If Pacific Rim soured you on the idea of 300m high walls to protect the world from anything, then this might not convince you otherwise, but one scientist has suggested that the American mid-west could use giant walls to protect itself from the spates of tornadoes that hit it every year, though of course not everyone agrees.
The hypothesis comes from physicist Rongjia Tao at the university of Philadelphia, who suggested that if three walls were built, each 300m high and around 100 miles long, in specific spots, tornado alley could become a thing of the past. While the walls themselves wouldn't stop a tornado (or a class IV Kaiju), they would prevent winds from building to the point where they would be strong enough to form one in the first place.
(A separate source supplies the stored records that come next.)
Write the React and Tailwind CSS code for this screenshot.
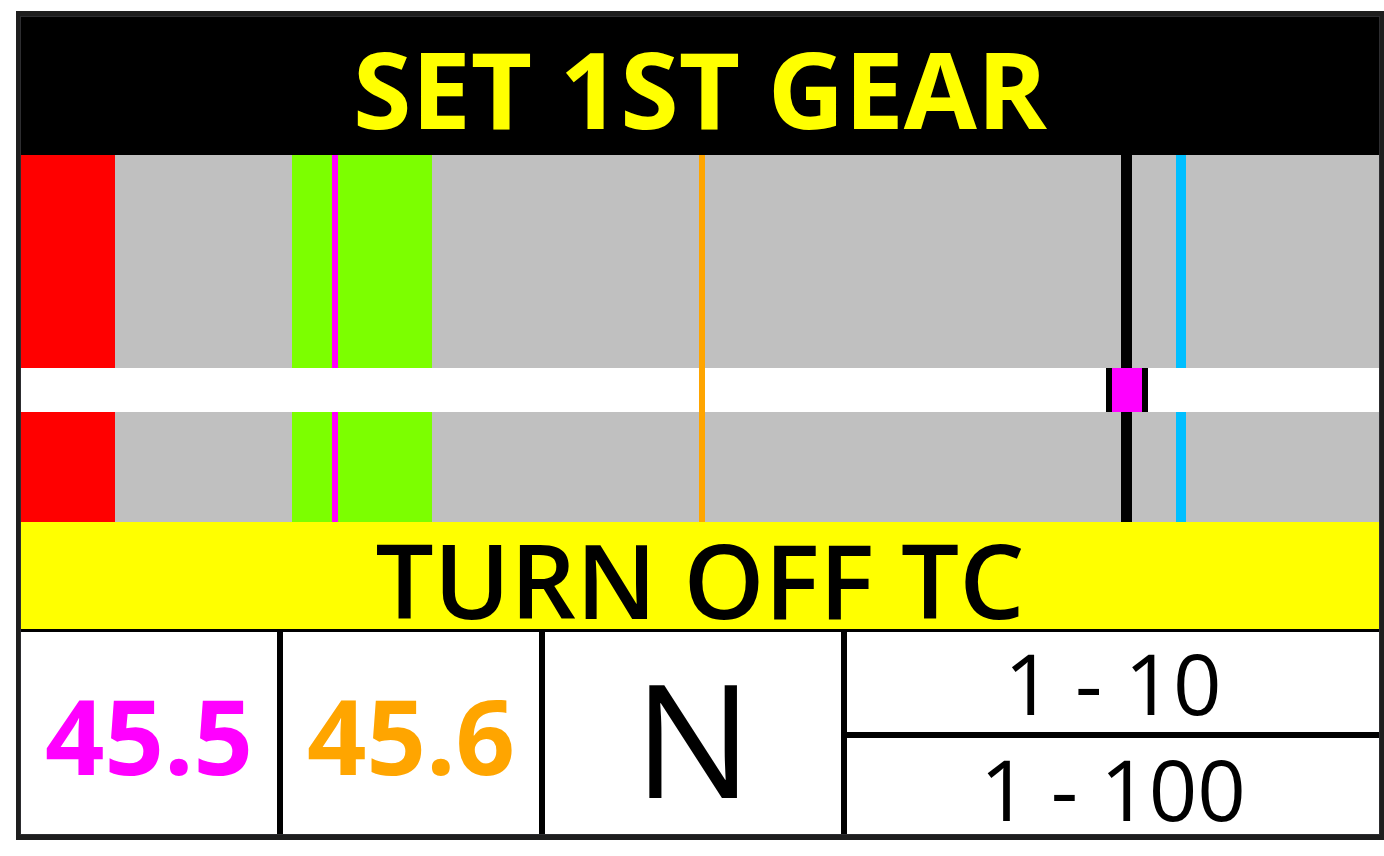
const SEGMENTS = [
  { width: 94, color: "bg-[#ff0000]" },
  { width: 177, color: "bg-[#c0c0c0]" },
  { width: 40, color: "bg-[#7cff00]" },
  { width: 6, color: "bg-[#ff00ff]" },
  { width: 94, color: "bg-[#7cff00]" },
  { width: 267, color: "bg-[#c0c0c0]" },
  { width: 6, color: "bg-[#ffa500]" },
  { width: 416, color: "bg-[#c0c0c0]" },
  { width: 11, color: "bg-black" },
  { width: 44, color: "bg-[#c0c0c0]" },
  { width: 10, color: "bg-[#00bfff]" },
  { width: 193, color: "bg-[#c0c0c0]" },
];

const POINTER = [
  { width: 678, color: "bg-white" },
  { width: 6, color: "bg-[#ffa500]" },
  { width: 401, color: "bg-white" },
  { width: 6, color: "bg-black" },
  { width: 30, color: "bg-[#ff00ff]" },
  { width: 6, color: "bg-black" },
  { width: 231, color: "bg-white" },
];

function Band({ parts, height }) {
  return (
    <div className={`flex ${height}`}>
      {parts.map((part, i) => (
        <div key={i} className={part.color} style={{ flex: `${part.width} 1 0px` }} />
      ))}
    </div>
  );
}

export default function App() {
  return (
    <main className="bg-white pt-[11px] pb-4 pl-4 font-['Open_Sans','Noto_Sans',sans-serif] whitespace-nowrap">
      <div className="border-4 border-t-5 border-b-5 border-[#1e1e1e]">
        <div className="border border-[#2d2d30]">
          <h1 className="flex h-[138px] items-center justify-center bg-black pt-1 text-[106px] leading-none font-bold text-[#ffff00]">
            SET 1ST GEAR
          </h1>

          <section aria-label="Clutch position">
            <Band parts={SEGMENTS} height="h-[213px]" />
            <Band parts={POINTER} height="h-[44px]" />
            <Band parts={SEGMENTS} height="h-[110px]" />
          </section>

          <p className="flex h-[107px] items-center justify-center bg-[#ffff00] pt-2 text-[103px] leading-none font-semibold text-black">
            TURN OFF TC
          </p>

          <section className="grid h-[205px] grid-cols-[256fr_256fr_296fr_532fr] gap-x-[6px] bg-black pt-[3px] text-black">
            <div className="flex items-center justify-center bg-white pt-1 text-[104px] leading-none font-bold text-[#ff00ff]">
              45.5
            </div>
            <div className="flex items-center justify-center bg-white pt-1 text-[104px] leading-none font-bold text-[#ffa500]">
              45.6
            </div>
            <div className="flex items-center justify-center bg-white pt-2 text-[157px] leading-none">N</div>
            <div className="grid grid-rows-[100fr_96fr] gap-y-[6px] text-[85px] leading-none">
              <div className="flex items-center justify-center bg-white">1 - 10</div>
              <div className="flex items-center justify-center bg-white pt-1">1 - 100</div>
            </div>
          </section>
        </div>
      </div>
    </main>
  );
}
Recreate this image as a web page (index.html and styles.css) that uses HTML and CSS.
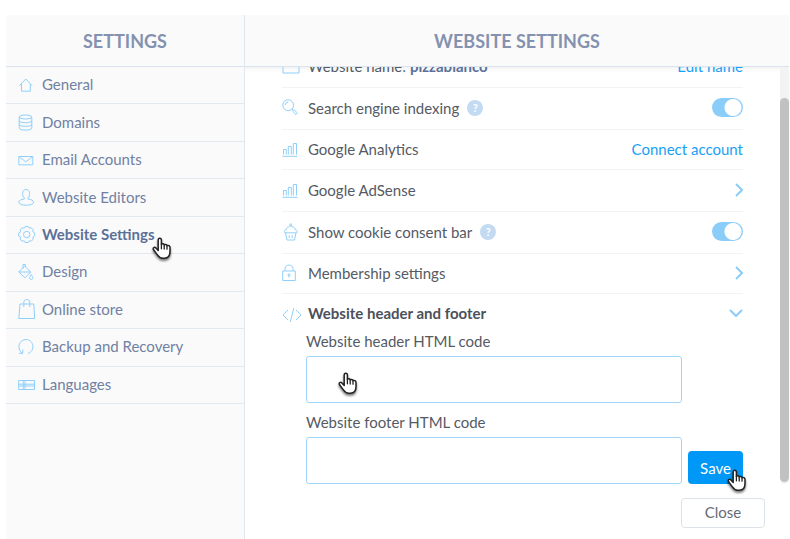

“If we build three east-west great walls, one in North Dakota, one along the border between Kansas and Oklahoma, and the third in the south in Texas and Louisiana, we will diminish the threats in Tornado Alley forever,” he said. Essentially, he wants to create artificial mountain ranges that would help dissipate the strongest of winds.
Until tornadoes start beating up Evangelion robots, this is going to be a hard sell
He even suggested it could be a beautiful landmark instead of an eye sore, featuring artwork or perhaps could even be made entirely of glass.
Of course though, turning the American mid-west into a multi-fronted version of Game of Thrones extreme north isn't something that we could get away with doing without side effects. Tornado experts like Joshua Wurman at the Centre for Severe Weather Research, told the BBC that this is a poorly conceived idea.
Who needs walls, when we've got “the extreme,” Bill Paxton?
While he did admit that preventing the rush of hot air from the Gulf of Mexico from flooding north would potentially prevent some tornadoes from forming, the walls would have to be on the scale of the Alps (some two to three thousand metres high) to be effective. And at that point, the side effects could be disastrous, since it's not just high winds that rely on that warm air, but all sorts of life.
KitGuru says: While I like that this guy is thinking out of the box, building a giant wall, potentially a see through one, seems like it would create huge problems, not only for migrating animals and insects, but also in terms of transportation (does this wall have tunnels through it?) and the aforementioned climate issues. It's a neat idea, but one that I don't think we'll ever see come to fruition.